Asked on Sky News whether the party distance itself from Blunt’s comments, defence minister James Heappey responded simply: “Yes.”

“He has been convicted, that happened in a court of law, so it's a judgement that of course we respect. 

“He has had the whip removed and has been expelled from the Conservative Party.” 

Heappey also suggested that the government would seek to remove Khan from his seat if the MP were not removed as a result of his forthcoming sentencing, or resigned voluntarily.

He continued: “The way that Parliament works is that you are elected as an individual so his seat in the House of Commons is his until he personally chooses to vacate it.”

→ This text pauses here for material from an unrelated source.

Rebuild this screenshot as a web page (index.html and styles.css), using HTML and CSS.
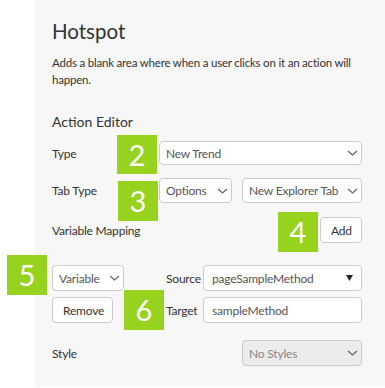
FILE: index.html
```html
<!DOCTYPE html>
<html lang="en">
<head>
  <meta charset="UTF-8" />
  <title>Hotspot</title>
  <link rel="stylesheet" href="styles.css">
</head>
<body>
  <div class="page">
    <div class="panel">
      <h1>Hotspot</h1>
      <p class="desc">Adds a blank area where when a user clicks on it an action will happen.</p>

      <h2>Action Editor</h2>

      <div class="row row-type">
        <label>Type</label>
        <div class="select wide"><span>New Trend</span><svg class="chev" viewBox="0 0 11 6"><path d="M1 1l4.5 4 4.5-4"/></svg></div>
      </div>

      <div class="row row-tab">
        <label>Tab Type</label>
        <div class="select small"><span>Options</span><svg class="chev" viewBox="0 0 11 6"><path d="M1 1l4.5 4 4.5-4"/></svg></div>
        <div class="select half"><span>New Explorer Tab</span><svg class="chev" viewBox="0 0 11 6"><path d="M1 1l4.5 4 4.5-4"/></svg></div>
      </div>

      <div class="row row-map">
        <label>Variable Mapping</label>
        <button class="btn">Add</button>
      </div>

      <div class="mapping">
        <div class="select var"><span>Variable</span><svg class="chev" viewBox="0 0 11 6"><path d="M1 1l4.5 4 4.5-4"/></svg></div>
        <label>Source</label>
        <div class="select src"><span>pageSampleMethod</span><svg class="tri" viewBox="0 0 8 7"><path d="M0 0h8l-4 7z"/></svg></div>
        <button class="btn">Remove</button>
        <label>Target</label>
        <div class="input">sampleMethod</div>
      </div>

      <div class="row row-style">
        <label>Style</label>
        <div class="select half disabled"><span>No Styles</span><svg class="chev" viewBox="0 0 11 6"><path d="M1 1l4.5 4 4.5-4"/></svg></div>
      </div>
    </div>

    <!-- numbered callouts -->
    <div class="callout c2">2</div>
    <div class="callout c3">3</div>
    <div class="callout c4">4</div>
    <div class="callout c5">5</div>
    <div class="callout c6">6</div>
  </div>
</body>
</html>
```

FILE: styles.css
```css
* { margin: 0; padding: 0; box-sizing: border-box; }
body {
  font-family: 'Lato', 'Open Sans', sans-serif;
  color: #333;
  background: #fff;
}
.page { position: relative; width: 385px; height: 388px; }
.panel {
  margin-left: 35px;
  height: 387px;
  background: #f7f7f7;
  padding: 17px 23px 0 17px;
}
h1 {
  font-size: 20.5px;
  font-weight: normal;
  line-height: 28px;
}
.desc {
  margin-top: 9px;
  font-size: 11.5px;
  letter-spacing: -0.2px;
  line-height: 17px;
}
h2 {
  margin-top: 24px;
  font-size: 14px;
  font-weight: normal;
  line-height: 20px;
}
.row {
  display: flex;
  align-items: center;
  font-size: 12px;
  letter-spacing: -0.2px;
}
.row label { width: 107px; }
.row-type { margin-top: 9px; }
.row-tab { margin-top: 13px; gap: 10px; }
.row-tab label { width: 97px; }
.row-map { margin-top: 14px; justify-content: space-between; }
.row-style { margin-top: 17px; justify-content: space-between; }

.select, .input {
  display: flex;
  align-items: center;
  justify-content: space-between;
  height: 26px;
  padding: 0 3px 0 6px;
  background: #fff;
  border: 1px solid #ccc;
  border-radius: 4px;
  font-size: 12px;
  letter-spacing: -0.2px;
  color: #555;
}
.row-type .select { height: 24px; }
.row-tab .select { height: 25px; }
.wide { width: 203px; }
.small { width: 73px; }
.half { width: 120px; }
.select.disabled { background: #ececec; color: #888; }
.chev { width: 11px; height: 6px; fill: none; stroke: #666; stroke-width: 1.3; }
.tri { width: 7px; height: 6px; fill: #222; margin-right: 5px; }
.mapping .src, .mapping .input { padding-left: 8px; }

.btn {
  height: 26px;
  padding: 0 10px;
  background: #fff;
  border: 1px solid #ccc;
  border-radius: 4px;
  font-family: inherit;
  font-size: 12px;
  letter-spacing: -0.2px;
  color: #333;
}
.row-map .btn { width: 42px; }

.mapping {
  margin-top: 22px;
  display: grid;
  grid-template-columns: 114px 37px 1fr;
  grid-auto-rows: 26px;
  row-gap: 6px;
  align-items: center;
  font-size: 12px;
  letter-spacing: -0.2px;
}
.mapping .var { width: 72px; }
.mapping .btn { width: 61px; }

.callout {
  position: absolute;
  width: 40px;
  height: 40px;
  background: #97d31e;
  color: #fff;
  font-size: 29px;
  line-height: 40px;
  text-align: center;
}
.c2 { left: 117px; top: 135px; height: 39px; line-height: 39px; }
.c3 { left: 118px; top: 181px; }
.c4 { left: 278px; top: 212px; }
.c5 { left: 7px; top: 255px; }
.c6 { left: 124px; top: 290px; }
```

“There are mechanisms now through recall petitions that have been in place since 2015. If he chooses not to, there are now mechanisms through which he can be removed from his seat and subjected to a by-election. 

“I understand he has plans to appeal but, quite frankly, everybody in government respects that a court of law has found him guilty. And that must be the judgement until he appeals successfully.”

Blunt, who has now stood down as chair of the APPG on Global LGBT+ Rights, has attracted condemnation from across the Commons for his defence of Khan.

Four members of the APPG — Labour's Chris Bryant and Kate Osborne, and the SNP's Stewart McDonald and Joanna Cherry — have stood down from the group over Blunt's comments prior to his resignation as chair. 

“Blunt’s statement denouncing the conviction of fellow Conservative MP Imran Khan is appalling," Bryant wrote on Twitter. 

“Blunt did not hear the prosecution, he did not listen to the victim. A jury who did has convicted Khan and this kind of attack on the judiciary by a lawmaker is wrong.”

McDonald announced yesterday that he had resigned as vice-chair of the APPG, and had called for Blunt to resign as the APPG’s chair following his comments. 

“This was the first APPG I joined as an MP and it meant a lot to me. Parliament needs a respected and robust LGBT group and Crispin can no longer provide that leadership. He should stand down,” he wrote on Twitter. 

Northern Ireland select committee chair and fellow Tory MP Simon Hoare has also criticised Blunt’s position.

“The statement by Blunt was appalling and not the view of the Tory Party. Our legal process must be free of politicians interfering with due process,” he said.

A Conservative Party spokesperson said on Monday evening: “A jury of Mr Khan's peers has found him guilty of a criminal offence. 

“We completely reject any allegations of impropriety against our independent judiciary, the jury or Mr Khan's victim.”